▼
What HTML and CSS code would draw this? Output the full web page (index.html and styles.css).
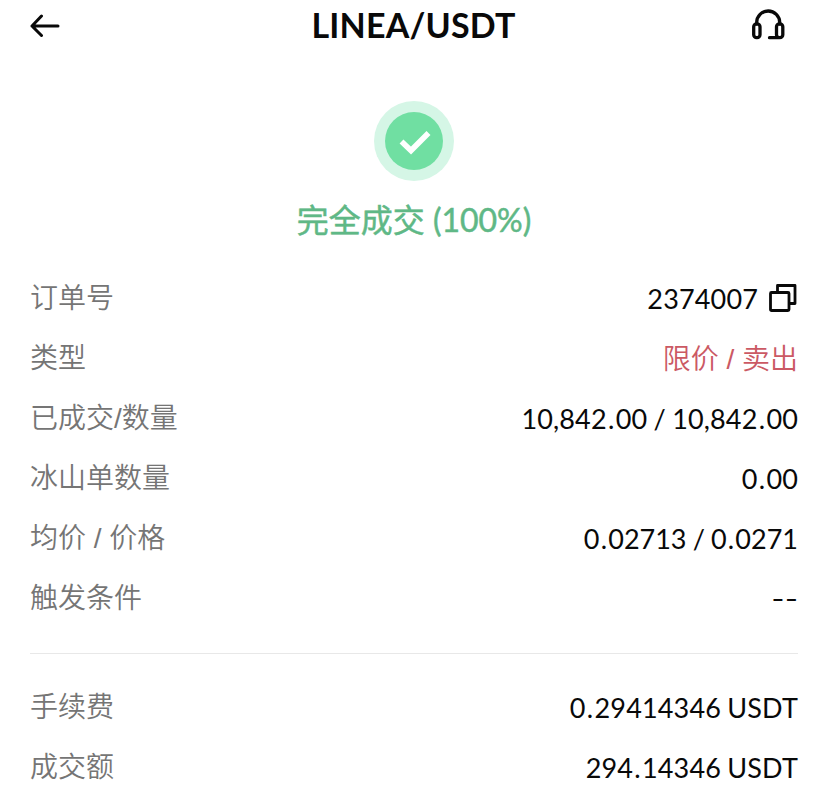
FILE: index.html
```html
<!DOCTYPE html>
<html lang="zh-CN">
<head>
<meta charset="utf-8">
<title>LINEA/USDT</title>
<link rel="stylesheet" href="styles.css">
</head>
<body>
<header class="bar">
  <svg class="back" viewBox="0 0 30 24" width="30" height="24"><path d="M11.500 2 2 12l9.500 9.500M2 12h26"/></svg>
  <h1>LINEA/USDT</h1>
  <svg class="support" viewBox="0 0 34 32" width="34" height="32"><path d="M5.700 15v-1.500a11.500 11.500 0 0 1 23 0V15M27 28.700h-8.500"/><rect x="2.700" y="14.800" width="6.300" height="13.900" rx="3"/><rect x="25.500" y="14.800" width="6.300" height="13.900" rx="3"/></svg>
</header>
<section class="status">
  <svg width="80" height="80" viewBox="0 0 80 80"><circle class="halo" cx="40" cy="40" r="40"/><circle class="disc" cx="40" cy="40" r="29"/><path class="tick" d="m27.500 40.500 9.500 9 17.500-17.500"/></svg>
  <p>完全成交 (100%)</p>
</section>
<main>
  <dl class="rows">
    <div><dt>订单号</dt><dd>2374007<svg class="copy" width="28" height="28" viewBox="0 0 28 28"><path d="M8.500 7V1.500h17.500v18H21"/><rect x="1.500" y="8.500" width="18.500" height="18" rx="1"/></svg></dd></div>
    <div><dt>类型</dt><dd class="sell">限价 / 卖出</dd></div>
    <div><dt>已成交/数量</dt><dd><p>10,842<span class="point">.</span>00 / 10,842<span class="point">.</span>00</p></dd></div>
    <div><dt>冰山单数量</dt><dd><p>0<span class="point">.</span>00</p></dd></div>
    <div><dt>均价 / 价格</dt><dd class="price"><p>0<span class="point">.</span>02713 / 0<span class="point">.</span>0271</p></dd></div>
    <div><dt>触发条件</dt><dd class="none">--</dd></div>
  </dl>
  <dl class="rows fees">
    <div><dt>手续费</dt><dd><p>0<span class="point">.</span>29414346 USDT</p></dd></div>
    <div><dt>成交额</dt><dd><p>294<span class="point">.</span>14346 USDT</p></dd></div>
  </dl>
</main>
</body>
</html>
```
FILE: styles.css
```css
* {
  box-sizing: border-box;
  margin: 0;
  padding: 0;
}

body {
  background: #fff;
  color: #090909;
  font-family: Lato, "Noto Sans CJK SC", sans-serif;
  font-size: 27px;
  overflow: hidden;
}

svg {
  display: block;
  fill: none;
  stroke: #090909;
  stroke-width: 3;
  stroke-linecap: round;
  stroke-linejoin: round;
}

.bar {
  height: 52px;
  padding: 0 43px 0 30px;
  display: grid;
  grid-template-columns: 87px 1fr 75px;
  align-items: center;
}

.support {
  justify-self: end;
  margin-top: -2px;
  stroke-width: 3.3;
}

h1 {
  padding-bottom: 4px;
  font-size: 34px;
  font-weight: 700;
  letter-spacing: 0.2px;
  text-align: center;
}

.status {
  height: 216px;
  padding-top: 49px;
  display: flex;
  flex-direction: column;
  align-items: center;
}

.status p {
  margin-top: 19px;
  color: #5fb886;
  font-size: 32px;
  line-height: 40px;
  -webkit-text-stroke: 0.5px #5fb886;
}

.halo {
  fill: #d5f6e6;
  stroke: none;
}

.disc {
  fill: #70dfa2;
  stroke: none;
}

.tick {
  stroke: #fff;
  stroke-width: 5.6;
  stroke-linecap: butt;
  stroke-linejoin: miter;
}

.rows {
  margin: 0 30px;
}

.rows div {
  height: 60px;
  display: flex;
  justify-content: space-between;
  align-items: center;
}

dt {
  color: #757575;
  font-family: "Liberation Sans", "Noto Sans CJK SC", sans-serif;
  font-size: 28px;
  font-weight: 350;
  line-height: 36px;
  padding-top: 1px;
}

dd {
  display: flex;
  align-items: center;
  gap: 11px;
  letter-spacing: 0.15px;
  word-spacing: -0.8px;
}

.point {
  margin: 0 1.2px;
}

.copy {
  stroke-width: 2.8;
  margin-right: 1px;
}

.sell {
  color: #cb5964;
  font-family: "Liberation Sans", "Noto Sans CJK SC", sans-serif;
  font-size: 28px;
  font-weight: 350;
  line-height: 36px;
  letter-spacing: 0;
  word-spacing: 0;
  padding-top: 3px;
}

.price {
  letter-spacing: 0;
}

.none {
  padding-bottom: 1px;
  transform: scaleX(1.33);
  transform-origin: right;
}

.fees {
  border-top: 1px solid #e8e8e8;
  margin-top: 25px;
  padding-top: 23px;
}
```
▲
• **Directive**
Print out the whole of the material word for word, without pictures.

• **Response to this exercise**
What HTML and CSS code would draw this? Output the full web page (index.html and styles.css).
FILE: index.html
```html
<!DOCTYPE html>
<html lang="zh-CN">
<head>
<meta charset="utf-8">
<title>LINEA/USDT</title>
<link rel="stylesheet" href="styles.css">
</head>
<body>
<header class="bar">
  <svg class="back" viewBox="0 0 30 24" width="30" height="24"><path d="M11.500 2 2 12l9.500 9.500M2 12h26"/></svg>
  <h1>LINEA/USDT</h1>
  <svg class="support" viewBox="0 0 34 32" width="34" height="32"><path d="M5.700 15v-1.500a11.500 11.500 0 0 1 23 0V15M27 28.700h-8.500"/><rect x="2.700" y="14.800" width="6.300" height="13.900" rx="3"/><rect x="25.500" y="14.800" width="6.300" height="13.900" rx="3"/></svg>
</header>
<section class="status">
  <svg width="80" height="80" viewBox="0 0 80 80"><circle class="halo" cx="40" cy="40" r="40"/><circle class="disc" cx="40" cy="40" r="29"/><path class="tick" d="m27.500 40.500 9.500 9 17.500-17.500"/></svg>
  <p>完全成交 (100%)</p>
</section>
<main>
  <dl class="rows">
    <div><dt>订单号</dt><dd>2374007<svg class="copy" width="28" height="28" viewBox="0 0 28 28"><path d="M8.500 7V1.500h17.500v18H21"/><rect x="1.500" y="8.500" width="18.500" height="18" rx="1"/></svg></dd></div>
    <div><dt>类型</dt><dd class="sell">限价 / 卖出</dd></div>
    <div><dt>已成交/数量</dt><dd><p>10,842<span class="point">.</span>00 / 10,842<span class="point">.</span>00</p></dd></div>
    <div><dt>冰山单数量</dt><dd><p>0<span class="point">.</span>00</p></dd></div>
    <div><dt>均价 / 价格</dt><dd class="price"><p>0<span class="point">.</span>02713 / 0<span class="point">.</span>0271</p></dd></div>
    <div><dt>触发条件</dt><dd class="none">--</dd></div>
  </dl>
  <dl class="rows fees">
    <div><dt>手续费</dt><dd><p>0<span class="point">.</span>29414346 USDT</p></dd></div>
    <div><dt>成交额</dt><dd><p>294<span class="point">.</span>14346 USDT</p></dd></div>
  </dl>
</main>
</body>
</html>
```
FILE: styles.css
```css
* {
  box-sizing: border-box;
  margin: 0;
  padding: 0;
}

body {
  background: #fff;
  color: #090909;
  font-family: Lato, "Noto Sans CJK SC", sans-serif;
  font-size: 27px;
  overflow: hidden;
}

svg {
  display: block;
  fill: none;
  stroke: #090909;
  stroke-width: 3;
  stroke-linecap: round;
  stroke-linejoin: round;
}

.bar {
  height: 52px;
  padding: 0 43px 0 30px;
  display: grid;
  grid-template-columns: 87px 1fr 75px;
  align-items: center;
}

.support {
  justify-self: end;
  margin-top: -2px;
  stroke-width: 3.3;
}

h1 {
  padding-bottom: 4px;
  font-size: 34px;
  font-weight: 700;
  letter-spacing: 0.2px;
  text-align: center;
}

.status {
  height: 216px;
  padding-top: 49px;
  display: flex;
  flex-direction: column;
  align-items: center;
}

.status p {
  margin-top: 19px;
  color: #5fb886;
  font-size: 32px;
  line-height: 40px;
  -webkit-text-stroke: 0.5px #5fb886;
}

.halo {
  fill: #d5f6e6;
  stroke: none;
}

.disc {
  fill: #70dfa2;
  stroke: none;
}

.tick {
  stroke: #fff;
  stroke-width: 5.6;
  stroke-linecap: butt;
  stroke-linejoin: miter;
}

.rows {
  margin: 0 30px;
}

.rows div {
  height: 60px;
  display: flex;
  justify-content: space-between;
  align-items: center;
}

dt {
  color: #757575;
  font-family: "Liberation Sans", "Noto Sans CJK SC", sans-serif;
  font-size: 28px;
  font-weight: 350;
  line-height: 36px;
  padding-top: 1px;
}

dd {
  display: flex;
  align-items: center;
  gap: 11px;
  letter-spacing: 0.15px;
  word-spacing: -0.8px;
}

.point {
  margin: 0 1.2px;
}

.copy {
  stroke-width: 2.8;
  margin-right: 1px;
}

.sell {
  color: #cb5964;
  font-family: "Liberation Sans", "Noto Sans CJK SC", sans-serif;
  font-size: 28px;
  font-weight: 350;
  line-height: 36px;
  letter-spacing: 0;
  word-spacing: 0;
  padding-top: 3px;
}

.price {
  letter-spacing: 0;
}

.none {
  padding-bottom: 1px;
  transform: scaleX(1.33);
  transform-origin: right;
}

.fees {
  border-top: 1px solid #e8e8e8;
  margin-top: 25px;
  padding-top: 23px;
}
```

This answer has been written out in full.